Trump's Spectacular Speech From Seoul

U.S. President Donald Trump delivers a speech as South Korea's National Assembly Speaker Chung Sye-kyun, top, listens at the National Assembly in Seoul, South Korea,

Wow. President Trump wrapped up his visit to South Korea with a speech square in the tradition of President Ronald Reagan. It's not just that he talked about the long conflict on the Korean peninsula: the "dazzling light" of South Korea versus the "impenetrable darkness" of the North, the glories of freedom versus the toll of tyranny, the line that separates them just north of Seoul, and America's commitment to defending it. What made this a landmark speech is that Trump explained, vividly and in detail, why the internal depravities of the North Korean regime are intimately entwined with its nuclear program and its threats to South Korea and the rest of the Free World. Coming from an American president, this was a speech the world has long needed to hear.

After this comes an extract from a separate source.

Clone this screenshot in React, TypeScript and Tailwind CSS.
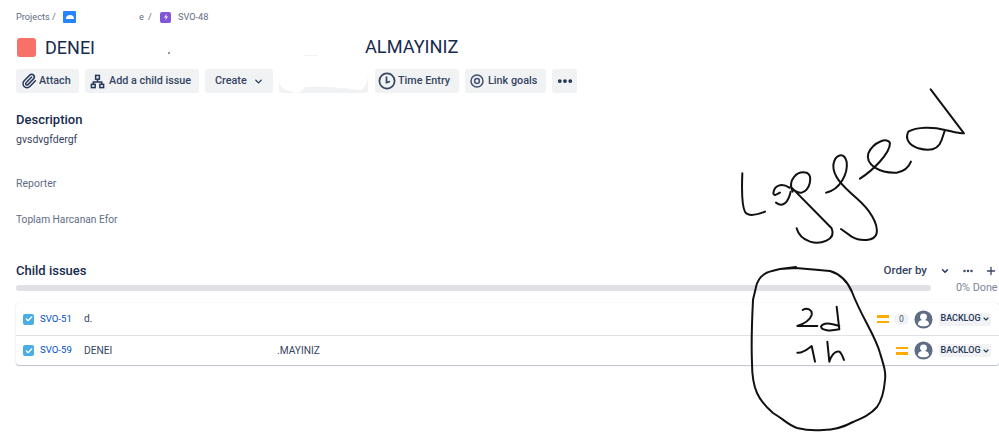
import { Check, ChevronDown, Ellipsis, Paperclip, Plus } from "lucide-react";
import type { ReactNode } from "react";

function ActionButton({ className = "", children }: { className?: string; children: ReactNode }) {
  return (
    <div className={`flex h-6 items-center rounded-[3px] bg-[#f1f2f4] text-[10.8px] font-medium text-[#344563] ${className}`}>
      {children}
    </div>
  );
}

function Priority() {
  return (
    <div className="flex h-[8px] w-[12px] flex-col justify-between">
      <div className="h-[2.5px] bg-[#ffab00]" />
      <div className="h-[2.5px] bg-[#ffab00]" />
    </div>
  );
}

function Avatar() {
  return (
    <svg viewBox="0 0 20 20" className="h-[19px] w-[19px] shrink-0">
      <circle cx="10" cy="10" r="9.5" fill="#5e6c84" />
      <circle cx="10" cy="7.2" r="3.6" fill="#fff" />
      <path d="M4.2 15.2c0-3.4 2.4-4.6 5.8-4.6s5.8 1.2 5.8 4.6c-1.4 1.4-3.6 1.9-5.8 1.9s-4.4-.5-5.8-1.9z" fill="#fff" />
    </svg>
  );
}

function StatusTag() {
  return (
    <div className="flex h-[13px] w-[52px] items-center justify-center gap-[1px] rounded-[2px] bg-[#f1f2f4] text-[9px] font-medium text-[#253858]">
      BACKLOG
      <ChevronDown size={8} strokeWidth={3.5} />
    </div>
  );
}

function RowCheck() {
  return (
    <div className="flex h-[11px] w-[11px] items-center justify-center rounded-[2px] bg-[#4bade8]">
      <Check size={8} strokeWidth={4} className="text-white" />
    </div>
  );
}

function Scribbles() {
  return (
    <svg
      viewBox="0 0 999 432"
      className="pointer-events-none absolute left-0 top-0 h-[432px] w-[999px]"
      fill="none"
      stroke="#111"
      strokeWidth="2"
      strokeLinecap="round"
      strokeLinejoin="round"
    >
      {/* "Logged" */}
      <g transform="translate(700 80) scale(0.3333)" strokeWidth="6">
        <path d="M127 280C125 330 124 375 135 395C145 412 170 405 195 395" />
        <path d="M268 323C245 308 222 316 220 340C222 350 232 342 240 338M228 368C250 385 265 365 272 335" />
        <path d="M278 335C262 300 290 272 320 278C340 288 330 330 305 338C292 340 282 332 272 320L395 445C410 480 360 495 330 485C310 478 295 465 290 445" />
        <path d="M378 338C420 330 445 280 440 245C432 215 405 222 400 255C398 290 430 320 470 355C510 390 535 430 530 460C525 485 480 485 455 470L423 447" />
        <path d="M480 296C520 270 570 220 570 190C565 170 520 185 505 220C495 255 540 280 590 278C610 275 625 265 633 245" />
        <path d="M692 28L792 160C770 160 750 152 735 150C700 140 650 140 625 155C615 175 625 195 655 205C690 215 715 210 725 180L735 150" />
      </g>
      {/* circled time */}
      <path d="M796 267L780 269L796 268C808 269 820 270 830 271C840 274 847 280 852 292C862 318 875 335 880 353C884 366 886 372 885 380C884 392 882 400 877 407C870 415 862 418 853 422C842 428 832 430 823 430C812 431 805 430 797 428C788 425 782 418 773 413C765 406 760 400 757 393C753 384 752 375 752 363C751 340 752 320 753 300C754 295 755 292 756 287C758 278 763 273 772 271L780 269" />
      <g transform="translate(740 300) scale(0.3333)" strokeWidth="6">
        <path d="M188 30C200 22 218 28 215 45C210 60 190 72 172 78L232 78" />
        <path d="M290 20L298 88C270 94 245 92 243 80C250 65 275 70 298 78" />
        <path d="M172 158C190 160 205 145 215 138L225 185" />
        <path d="M262 125L268 185C272 170 285 150 298 155C305 160 308 170 312 180" />
      </g>
    </svg>
  );
}

export default function App() {
  return (
    <div className="relative h-[432px] w-[999px] overflow-hidden bg-white font-['Roboto',sans-serif]">
      <div className="pl-4">
        {/* breadcrumbs */}
        <div className="flex h-[17px] items-center pt-[17px] text-[9.2px] text-[#5e6c84]">
          <span className="w-[33px]">Projects</span>
          <span className="ml-[3px] w-[3px]">/</span>
          <div className="ml-[8px] flex h-[12px] w-[13px] items-center justify-center rounded-[1px] bg-[#2684ff]">
            <div className="h-[4px] w-[8px] rounded-t-full bg-white" />
          </div>
          <span className="ml-[63px] w-[5px]">e</span>
          <span className="ml-[4px] w-[3px]">/</span>
          <div className="ml-[9px] flex h-[11px] w-[11px] items-center justify-center rounded-[2px] bg-[#7f56d9]">
            <svg viewBox="0 0 10 10" className="h-[8px] w-[8px]">
              <path d="M6 1L2.5 5.5H5L4 9L7.5 4.5H5z" fill="#fff" />
            </svg>
          </div>
          <span className="ml-[7px]">SVO-48</span>
        </div>

        {/* title */}
        <div className="mt-[16px] flex h-7 items-center text-[#172b4d]">
          <div className="ml-[1px] h-[19px] w-[19px] rounded-[3px] bg-[#f87168]" />
          <span className="ml-[9px] w-[50px] whitespace-nowrap text-[18px]">DENEI</span>
          <span className="ml-[73px] mt-2 text-[8px] font-bold">,</span>
          <span className="ml-[135px] mt-3 w-[30px] text-[6px] tracking-[1px] text-[#8993a4]">.....</span>
          <span className="ml-[30px] text-[18.2px]">ALMAYINIZ</span>
        </div>

        {/* actions */}
        <div className="mt-[8px] flex gap-[6px]">
          <ActionButton className="w-[63px] gap-[2px] pl-[5px]">
            <Paperclip size={16} strokeWidth={2.2} className="text-[#253858]" />
            Attach
          </ActionButton>
          <ActionButton className="w-[114px] gap-[4px] pl-[5px]">
            <svg viewBox="0 0 16 16" className="h-[15px] w-[15px]" fill="none" stroke="#253858" strokeWidth="1.6">
              <rect x="6" y="1.5" width="4" height="4" />
              <rect x="1.5" y="11" width="4" height="3.5" />
              <rect x="10.5" y="11" width="4" height="3.5" />
              <path d="M8 5.5V8.5M3.5 11V8.5H12.5V11" />
            </svg>
            Add a child issue
          </ActionButton>
          <ActionButton className="w-[68px] pl-[10px]">
            Create
            <ChevronDown size={11} strokeWidth={3} className="ml-[6px] text-[#253858]" />
          </ActionButton>
          <ActionButton className="w-[89px] overflow-hidden">
            <svg viewBox="0 0 89 24" className="h-6 w-[89px]">
              <path d="M0 0H89V3C89 14 86 20 80 21C66 19 44 17 26 18C22 24 16 25 11 22C3 21 0 16 0 10z" fill="#fff" />
            </svg>
          </ActionButton>
          <ActionButton className="ml-[1px] w-[84px] gap-[2px] pl-[3px]">
            <svg viewBox="0 0 18 18" className="h-[18px] w-[18px]" fill="none" stroke="#344563" strokeWidth="1.7">
              <circle cx="9" cy="9" r="7.6" />
              <path d="M8.5 4.5V10.5L12 9.5" />
            </svg>
            Time Entry
          </ActionButton>
          <ActionButton className="w-[81px] gap-[4px] pl-[5px]">
            <svg viewBox="0 0 14 14" className="h-[14px] w-[14px]" fill="none" stroke="#42526e" strokeWidth="1.5">
              <circle cx="7" cy="7" r="6" />
              <circle cx="7" cy="7" r="2.4" />
            </svg>
            Link goals
          </ActionButton>
          <ActionButton className="w-[25px] justify-center">
            <Ellipsis size={18} strokeWidth={3} className="text-[#172b4d]" />
          </ActionButton>
        </div>

        {/* fields */}
        <div className="mt-[19px] text-[13px] font-medium leading-4 text-[#172b4d]">Description</div>
        <div className="mt-[4px] text-[10.5px] leading-4 text-[#344563]">gvsdvgfdergf</div>
        <div className="mt-[28px] text-[10.5px] leading-4 text-[#5e6c84]">Reporter</div>
        <div className="mt-[20px] text-[10.2px] leading-4 text-[#5e6c84]">Toplam Harcanan Efor</div>

        {/* child issues */}
        <div className="mt-[35px] flex h-4 items-center">
          <span className="text-[13px] font-medium text-[#172b4d]">Child issues</span>
          <span className="ml-auto text-[11.5px] font-medium text-[#344563]">Order by</span>
          <ChevronDown size={10} strokeWidth={3.5} className="ml-[13px] text-[#253858]" />
          <Ellipsis size={12} strokeWidth={3} className="ml-[12px] text-[#344563]" />
          <Plus size={12} strokeWidth={2.6} className="ml-[11px] mr-[2px] text-[#344563]" />
        </div>
        <div className="mt-[3px] flex h-[12px] items-center">
          <div className="h-[6px] w-[915px] rounded-full bg-[#dfe1e6]" />
          <span className="ml-[25px] whitespace-nowrap text-[10.8px] text-[#7a869a]">0% Done</span>
        </div>

        <div className="mt-[9px] rounded-[3px] shadow-[0_1px_1px_rgba(9,30,66,0.25),0_0_1px_rgba(9,30,66,0.2)]">
          <div className="flex h-[33px] items-center border-b border-[#dfe1e6] pl-[7px] text-[10.2px]">
            <RowCheck />
            <span className="ml-[6px] w-[31px] whitespace-nowrap text-[9.6px] text-[#0052cc]">SVO-51</span>
            <span className="ml-[13px] text-[#344563]">d.</span>
            <div className="ml-auto mr-[8px] flex items-center">
              <Priority />
              <div className="ml-[5px] flex h-[12px] w-[15px] items-center justify-center rounded-full bg-[#f1f2f4] text-[8.5px] text-[#42526e]">0</div>
              <div className="ml-[5px]"><Avatar /></div>
              <div className="ml-[6px]"><StatusTag /></div>
            </div>
          </div>
          <div className="flex h-[29px] items-center pl-[7px] text-[10.2px]">
            <RowCheck />
            <span className="ml-[6px] w-[31px] whitespace-nowrap text-[9.6px] text-[#0052cc]">SVO-59</span>
            <span className="ml-[13px] w-[32px] whitespace-nowrap text-[#344563]">DENEI</span>
            <span className="ml-[161px] text-[#344563]">.MAYINIZ</span>
            <div className="ml-auto mr-[8px] flex items-center">
              <Priority />
              <div className="ml-[6px]"><Avatar /></div>
              <div className="ml-[6px]"><StatusTag /></div>
            </div>
          </div>
        </div>
      </div>
      <Scribbles />
    </div>
  );
}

In recent decades, previous American presidents have talked about the monstrous character of North Korea's regime, periodically chiding and deploring, but without illuminating in depth and detail the full picture. President Bush, in his 2002 State of the Union Address, listed North Korea, along with Iran and Iraq, as part of an "axis of evil, arming to threaten the peace of the world." But in that speech Bush devoted only a single sentence to North Korea itself, summarizing that its regime was "arming with missiles and weapons of mass destruction while starving its citizens." Such short shrift has been pretty much the approach of recent American presidents -- Clinton, Bush and Obama -- in speaking publicly about North Korea. Chasing the Chimera that appeasement might help promote peace with Pyongyang, they've usually left it to their underlings to make the most damning pronouncements, piecemeal, rather than wield the presidential prerogative to speak fully and forthrightly from the bully pulpit.

Not any more. Trump has just connected enough dots to map clearly the links between North Korea's human rights atrocities and its nuclear weapons program. He sketched the background, talking about the history of the American-South Korean alliance, going back to the 1950-53 Korean War, "from the Inchon landings to Pork Chop Hill." He talked about the enormous sacrifice it took to recapture Seoul and drive the invading Communists back north "to form the line that today divides the oppressed and the free.... And there, American and South Korean troops have remained together holding that line for nearly seven decades."

Most significantly, Trump spelled out in detail how the Kim family regime maintains its totalitarian control to the north of that line. He talked about the children stunted by malnutrition, and the system of political apartheid that doles out favors on the basis of loyalty, and leaves those deemed least loyal to starve. He spoke up about the famine of the 1990s, in which more than one million North Koreans died. He talked about how a single infraction against the regime, "such as accidentally staining a picture of the tyrant printed in a discarded newspaper," can wreck the lives of entire families for decades. He noted that today "an estimated 100,000 North Koreans suffer in gulags, toiling in forced labor, and enduring torture, starvation, rape, and murder on a constant basis."